Sì, “corrotto” e non “corretto”,
perché in questa volontà di distorcere la comunicazione, la lingua
parlata e quella scritta, non c’è nulla di corretto.
Il politicamente corretto è iniziato,
più di vent’anni fa, con l’azione di sostituire termini come cieco e
sordo con “non vedente” e “non udente”, estendendosi poi a
tutte le persone con forme di handicap, invalidità o menomazione,
che si sono ritrovate per magia “diversamente abili”.
Eppure, la sostanza non cambia: il
cieco resta cieco, il sordo resta sordo e il menomato resta menomato.
Il problema non è nella condizione in
sé, ma nel giudizio che si ha di tale condizione.
Il problema è negli occhi di guarda e
non si modifica in funzione delle parole che si usano.
È evidente che ai “politicamente
corrotti” dà fastidio che ci sia gente cieca, sorda, menomata, con
diverso orientamento sessuale e culturale. E credono di risolvere il
problema cambiando il nome alle cose.
Adesso, galvanizzati da questo gioco al
massacro, i “politicamente corrotti” vogliono cambiare tutto il
nostro vocabolario: “signore e signori” diventa “colleghi”,
“uomo” diventa “umanità”, “Natale” diventa “vacanza”
e, già che ci sono, puntano il dito anche sui nomi con riferimenti
religiosi come “Maria” che diventerà “Malika” o “Giovanni”
che potrà essere sostituito con “Giulio” e via di seguito.

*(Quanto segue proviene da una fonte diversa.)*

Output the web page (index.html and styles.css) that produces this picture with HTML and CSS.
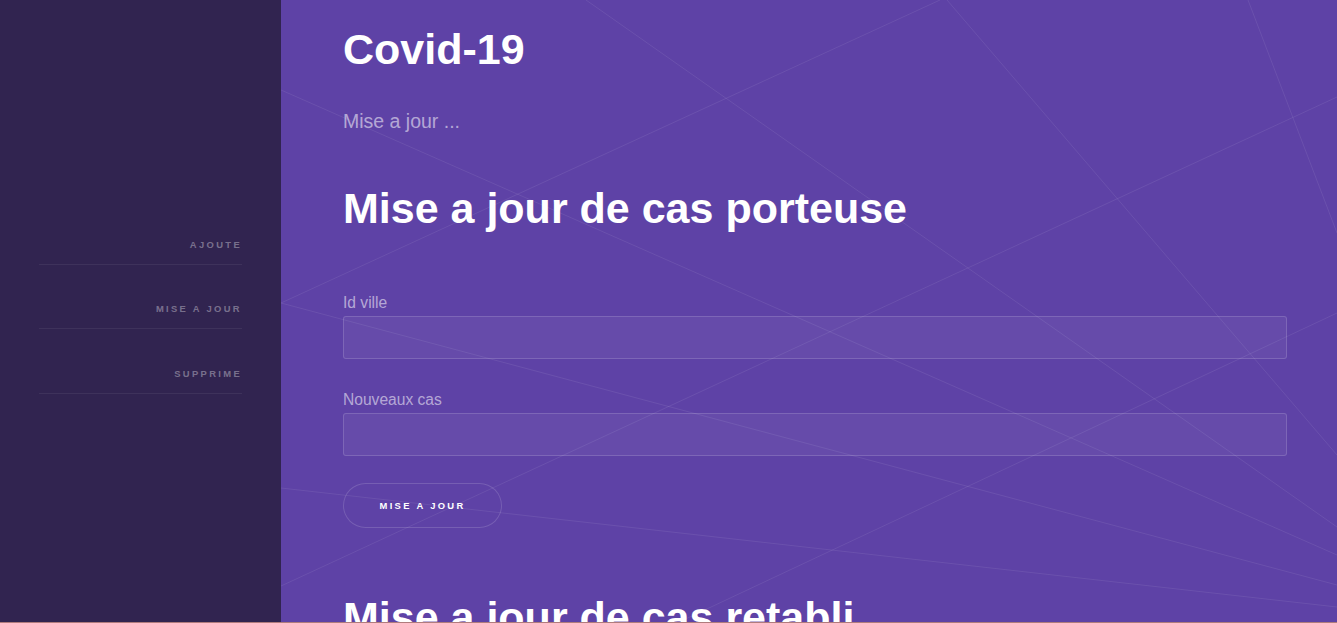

Basta bianco e nero! Basta colori!
Basta usanze e tradizioni!
Di questo passo, l’unico colore
concesso sarà il grigio e la nostra vita diventerà una sfumatura
indistinta di un colore non-colore, per non urtare la sensibilità di
nessuno.
Tutto, agli occhi malati di questi
“politicamente corrotti”, è un’offesa alla sensibilità di
qualcuno. La loro, in primis.
Saranno vietati termini, nomi e
festività. Ogni riferimento tradizionale, culturale, etnico,
sessuale e religioso verrà spazzato via dai “politicamente
corrotti” del nuovo ordine mondiale, in nome di una falsa cultura
inclusiva, che vuole azzerare le differenze, omologando tutto e tutti
con un nuovo lessico di facciata.
Eppure, lo sappiamo bene, la
discriminazione non è nelle parole.
La discriminazione e l’odio sono negli
occhi, nel cuore e nei pensieri di chi guarda il mondo.
E non basta cambiare le parole per
cambiare gli occhi, i cuori e i pensieri della gente.
Le differenze non sono un problema. Non
lo sono mai state.
Al contrario, sono la ricchezza del
nostro pianeta e della nostra umanità.
Differenze di paesaggio, di fauna e
flora, di etnie, di culture, di stili di vita.
Differenze di umanità che si
trasferiscono nell’arte, nell’architettura, nella cucina, nei ritmi
di vita.
Differenze che, da sempre, sono il
motore che ci spinge a viaggiare per fare esperienza diretta di altri
luoghi, altre usanze, altre tradizioni.
Differenze che ci inducono a parlare
con altri essere umani per conoscere la loro cultura e la loro
spiritualità e arricchirci vicendevolmente.
Differenze che verranno azzerate da
un’élite di “politicamente corrotti” che vogliono ridurre il
nostro mondo colorato a un triste sistema binario di tipo
informatico.
Mentre scrivo queste parole, mi torna
alla memoria la semplice bellezza di mia nonna, che sapeva accostarsi
a chiunque con grazia.
Lei, curiosa per natura.
Lei, che ha frequentato donne e uomini
di ogni estrazione sociale, gay, lesbiche, testimoni di Geova,
buddisti, egiziani, marocchini e chi più ne ha più ne metta.
Lei, che ha sempre chiesto, per
conoscere e confrontarsi.
Lei, che non ha mai giudicato.
Lei, che, con la sola quinta
elementare, ha avuto sia il sentimento sia l’intelligenza per
accostarsi a tutte le differenze e rispettarle.
Lei, che ha saputo amare e farsi amare.
E mentre la ricordo con infinito amore,
penso che ne servirebbero tanti, tantissimi, di esseri umani così,
per aprire gli occhi, i cuori e i pensieri di queste élites cieche,
ciniche, insensibili e ottuse.
Mi rincuora il pensiero che la Natura se la ride delle difficoltà di integrazione, e so per certo che la Natura ha sempre la meglio.